While at least one of these statements contains facts that, as defense counsel conceded, were "contested" by the parties, the court can find nothing improper in plaintiff's counsel's statement. To the contrary, to the court's knowledge such conduct is not only permissible, but protected under the First Amendment to the U.S. Constitution.


For the foregoing reasons, I recommend that the court grant the Motion and enter judgment awarding the plaintiff's attorneys fees of $90, 741.00 and $3, 171.57 in costs, for a total award against defendant of $93, 912.57.

Notice to Parties

Notice is hereby given to the parties of the provisions of 28 U.S.C.A. § 636(b)(1)(C) (West 2006 & Supp. 2014):

Within fourteen days after being served with a copy [of this Report and Recommendation], any party may serve and file written objections to such proposed findings and recommendation as provided by rules of court.
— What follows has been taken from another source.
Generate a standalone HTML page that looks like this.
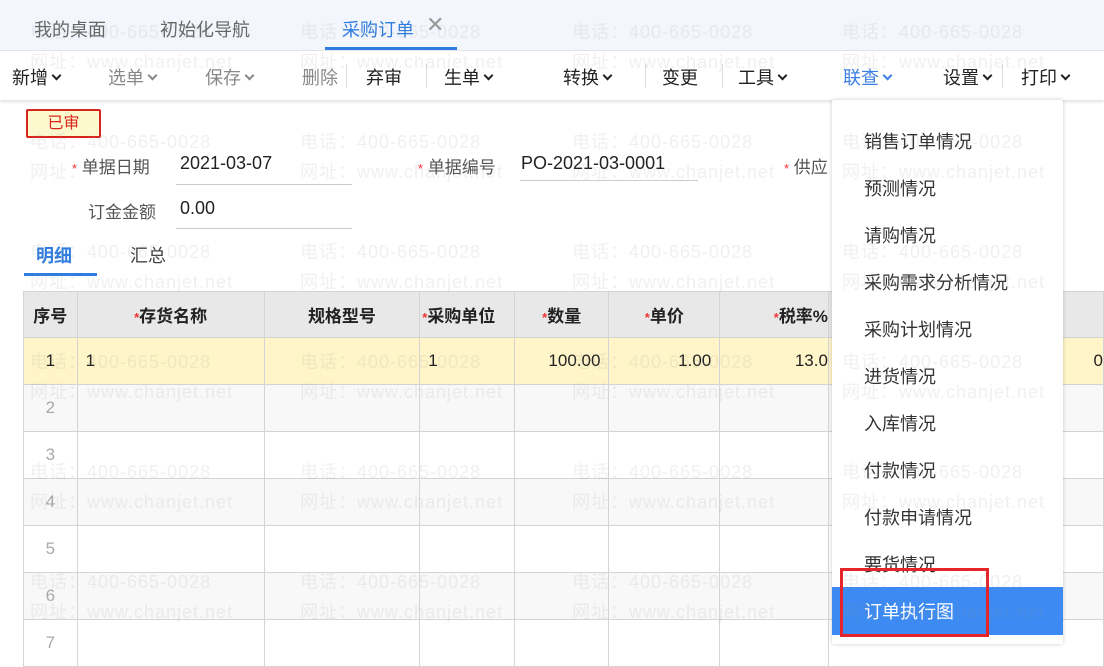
<!DOCTYPE html>
<html><head><meta charset="utf-8"><style>
*{margin:0;padding:0;box-sizing:border-box}
body{width:1104px;height:644px;overflow:hidden;position:relative;background:#fff;font-family:"Liberation Sans","Noto Sans CJK SC",sans-serif;color:#222}
.a{position:absolute;white-space:nowrap}
.tabbar{position:absolute;left:0;top:0;width:1104px;height:51px;background:#f3f6fc;border-bottom:1px solid #e3e6ee}
.tb{position:absolute;top:51px;left:0;width:1104px;height:49px;background:#fff;box-shadow:0 2px 3px rgba(0,0,0,.12)}
.t{font-size:18px;top:64px}
.g{color:#888}
.sep{position:absolute;top:64px;width:1px;height:24px;background:#ddd}
.chev{display:inline-block;width:7px;height:7px;border-right:2px solid currentColor;border-bottom:2px solid currentColor;transform:rotate(45deg);margin-left:5px;position:relative;top:-5px}
.lbl{font-size:17px;color:#555}
.star{color:#e33;font-size:13px}
.ul{position:absolute;height:1px;background:#ccc}
table{position:absolute;left:23px;top:291px;border-collapse:collapse;font-size:17px}
td{border:1.5px solid #d4d4d4;height:47px;padding:0 8px}
tr.h td{background:#e8e8e8;font-weight:bold;height:46px}
tr.y td{background:#fff5c9}
tr.e td{background:#f8f8f8}
.w{position:absolute;color:rgba(140,140,140,0.13);font-size:18px;white-space:nowrap;letter-spacing:1px;pointer-events:none}
.menu{position:absolute;left:832px;top:100px;width:231px;height:544px;background:#fff;box-shadow:0 0 4px rgba(0,0,0,.2);border-radius:2px}
.mi{position:absolute;left:32px;font-size:18px;color:#333}
</style></head><body>
<div class="tabbar"></div>
<div class="a" style="left:34px;top:16px;font-size:18px;color:#666">我的桌面</div>
<div class="a" style="left:160px;top:16px;font-size:18px;color:#666">初始化导航</div>
<div class="a" style="left:342px;top:16px;font-size:18px;color:#2f7de1">采购订单</div>
<div class="a" style="left:426px;top:12px;font-size:22px;color:#999">✕</div>
<div class="a" style="left:325px;top:47px;width:132px;height:3px;background:#2f7de1"></div>
<div class="tb"></div>
<div class="a t" style="left:12px">新增<span class="chev"></span></div>
<div class="a t g" style="left:108px">选单<span class="chev"></span></div>
<div class="a t g" style="left:205px">保存<span class="chev"></span></div>
<div class="a t g" style="left:302px">删除</div>
<div class="sep" style="left:346px"></div>
<div class="a t" style="left:366px">弃审</div>
<div class="sep" style="left:426px"></div>
<div class="a t" style="left:444px">生单<span class="chev"></span></div>
<div class="a t" style="left:563px">转换<span class="chev"></span></div>
<div class="sep" style="left:645px"></div>
<div class="a t" style="left:662px">变更</div>
<div class="sep" style="left:722px"></div>
<div class="a t" style="left:738px">工具<span class="chev"></span></div>
<div class="a t" style="left:843px;color:#3a7fe6">联查<span class="chev"></span></div>
<div class="a t" style="left:943px">设置<span class="chev"></span></div>
<div class="sep" style="left:1002px"></div>
<div class="a t" style="left:1021px">打印<span class="chev"></span></div>
<div class="a" style="left:26px;top:109px;width:75px;height:29px;background:#fdf9cf;border:2px solid #d8261c;border-radius:2px;color:#d8261c;font-size:16px;text-align:center;line-height:25px">已审</div>
<div class="a lbl" style="left:72px;top:153px"><span class="star">*</span> 单据日期</div>
<div class="a" style="left:180px;top:153px;font-size:18px">2021-03-07</div>
<div class="ul" style="left:176px;top:184px;width:176px"></div>
<div class="a lbl" style="left:418px;top:153px"><span class="star">*</span> 单据编号</div>
<div class="a" style="left:521px;top:153px;font-size:18px">PO-2021-03-0001</div>
<div class="ul" style="left:520px;top:180px;width:178px"></div>
<div class="a lbl" style="left:784px;top:153px"><span class="star">*</span> 供应</div>
<div class="a lbl" style="left:88px;top:198px">订金金额</div>
<div class="a" style="left:180px;top:198px;font-size:18px">0.00</div>
<div class="ul" style="left:176px;top:228px;width:176px"></div>
<div class="a" style="left:36px;top:242px;font-size:18px;color:#2f7de1;font-weight:bold">明细</div>
<div class="a" style="left:130px;top:242px;font-size:18px;color:#444">汇总</div>
<div class="a" style="left:24px;top:273px;width:73px;height:3px;background:#2f7de1"></div>
<table>
<colgroup><col style="width:54px"><col style="width:190px"><col style="width:158px"><col style="width:96px"><col style="width:95px"><col style="width:112px"><col style="width:110px"><col style="width:280px"></colgroup>
<tr class="h"><td style="text-align:center">序号</td><td style="text-align:center"><span class="star">*</span>存货名称</td><td style="text-align:center">规格型号</td><td style="padding:0 2px"><span class="star">*</span>采购单位</td><td style="text-align:center"><span class="star">*</span>数量</td><td style="text-align:center"><span class="star">*</span>单价</td><td style="text-align:right;padding-right:0"><span class="star">*</span>税率%</td><td></td></tr>
<tr class="y"><td style="text-align:center">1</td><td>1</td><td></td><td>1</td><td style="text-align:right">100.00</td><td style="text-align:right">1.00</td><td style="text-align:right;padding-right:0">13.0</td><td style="text-align:right;padding-right:0">0</td></tr>
<tr class="e"><td style="text-align:center;color:#aaa">2</td><td></td><td></td><td></td><td></td><td></td><td></td><td></td></tr>
<tr><td style="text-align:center;color:#aaa">3</td><td></td><td></td><td></td><td></td><td></td><td></td><td></td></tr>
<tr class="e"><td style="text-align:center;color:#aaa">4</td><td></td><td></td><td></td><td></td><td></td><td></td><td></td></tr>
<tr><td style="text-align:center;color:#aaa">5</td><td></td><td></td><td></td><td></td><td></td><td></td><td></td></tr>
<tr class="e"><td style="text-align:center;color:#aaa">6</td><td></td><td></td><td></td><td></td><td></td><td></td><td></td></tr>
<tr><td style="text-align:center;color:#aaa">7</td><td></td><td></td><td></td><td></td><td></td><td></td><td></td></tr>
</table>
<div class="menu">
<div class="mi" style="top:28px">销售订单情况</div>
<div class="mi" style="top:75px">预测情况</div>
<div class="mi" style="top:122px">请购情况</div>
<div class="mi" style="top:169px">采购需求分析情况</div>
<div class="mi" style="top:216px">采购计划情况</div>
<div class="mi" style="top:263px">进货情况</div>
<div class="mi" style="top:310px">入库情况</div>
<div class="mi" style="top:357px">付款情况</div>
<div class="mi" style="top:404px">付款申请情况</div>
<div class="mi" style="top:451px">要货情况</div>
<div class="a" style="left:0;top:487px;width:231px;height:48px;background:#3d8bf2"></div>
<div class="mi" style="top:498px;color:#fff">订单执行图</div>
</div>
<div class="a" style="left:840px;top:568px;width:149px;height:69px;border:3px solid #e5252a"></div>
<div class="w" style="left:30px;top:18px">电话：400-665-0028</div>
<div class="w" style="left:300px;top:18px">电话：400-665-0028</div>
<div class="w" style="left:572px;top:18px">电话：400-665-0028</div>
<div class="w" style="left:842px;top:18px">电话：400-665-0028</div>
<div class="w" style="left:30px;top:48px">网址：www.chanjet.net</div>
<div class="w" style="left:300px;top:48px">网址：www.chanjet.net</div>
<div class="w" style="left:572px;top:48px">网址：www.chanjet.net</div>
<div class="w" style="left:842px;top:48px">网址：www.chanjet.net</div>
<div class="w" style="left:30px;top:128px">电话：400-665-0028</div>
<div class="w" style="left:300px;top:128px">电话：400-665-0028</div>
<div class="w" style="left:572px;top:128px">电话：400-665-0028</div>
<div class="w" style="left:842px;top:128px">电话：400-665-0028</div>
<div class="w" style="left:30px;top:158px">网址：</div>
<div class="w" style="left:300px;top:158px">网址：www.chanjet.net</div>
<div class="w" style="left:572px;top:158px">网址：www.chanjet.net</div>
<div class="w" style="left:842px;top:158px">网址：www.chanjet.net</div>
<div class="w" style="left:30px;top:238px">电话：400-665-0028</div>
<div class="w" style="left:300px;top:238px">电话：400-665-0028</div>
<div class="w" style="left:572px;top:238px">电话：400-665-0028</div>
<div class="w" style="left:842px;top:238px">电话：400-665-0028</div>
<div class="w" style="left:30px;top:268px">网址：www.chanjet.net</div>
<div class="w" style="left:300px;top:268px">网址：www.chanjet.net</div>
<div class="w" style="left:572px;top:268px">网址：www.chanjet.net</div>
<div class="w" style="left:842px;top:268px">网址：www.chanjet.net</div>
<div class="w" style="left:30px;top:348px">电话：400-665-0028</div>
<div class="w" style="left:300px;top:348px">电话：400-665-0028</div>
<div class="w" style="left:572px;top:348px">电话：400-665-0028</div>
<div class="w" style="left:842px;top:348px">电话：400-665-0028</div>
<div class="w" style="left:30px;top:378px">网址：www.chanjet.net</div>
<div class="w" style="left:300px;top:378px">网址：www.chanjet.net</div>
<div class="w" style="left:572px;top:378px">网址：www.chanjet.net</div>
<div class="w" style="left:842px;top:378px">网址：www.chanjet.net</div>
<div class="w" style="left:30px;top:458px">电话：400-665-0028</div>
<div class="w" style="left:300px;top:458px">电话：400-665-0028</div>
<div class="w" style="left:572px;top:458px">电话：400-665-0028</div>
<div class="w" style="left:842px;top:458px">电话：400-665-0028</div>
<div class="w" style="left:30px;top:488px">网址：www.chanjet.net</div>
<div class="w" style="left:300px;top:488px">网址：www.chanjet.net</div>
<div class="w" style="left:572px;top:488px">网址：www.chanjet.net</div>
<div class="w" style="left:842px;top:488px">网址：www.chanjet.net</div>
<div class="w" style="left:30px;top:568px">电话：400-665-0028</div>
<div class="w" style="left:300px;top:568px">电话：400-665-0028</div>
<div class="w" style="left:572px;top:568px">电话：400-665-0028</div>
<div class="w" style="left:842px;top:568px">电话：400-665-0028</div>
<div class="w" style="left:30px;top:598px">网址：www.chanjet.net</div>
<div class="w" style="left:300px;top:598px">网址：www.chanjet.net</div>
<div class="w" style="left:572px;top:598px">网址：www.chanjet.net</div>
<div class="w" style="left:842px;top:598px">网址：www.chanjet.net</div>
</body></html>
A judge of the court shall make a de novo determination of those portions of the report or specified proposed findings or recommendations to which objection is made. A judge of the court may accept, reject, or modify, in whole or in part, the findings or recommendations made by the magistrate judge. The judge may also receive further evidence or recommit the matter to the magistrate judge with instructions.

Failure to file timely written objections to these proposed findings and recommendations within 14 days could waive appellate review. At the conclusion of the 14-day period, the Clerk is directed to transmit the record in this matter to the Honorable James P. Jones, United States District Judge.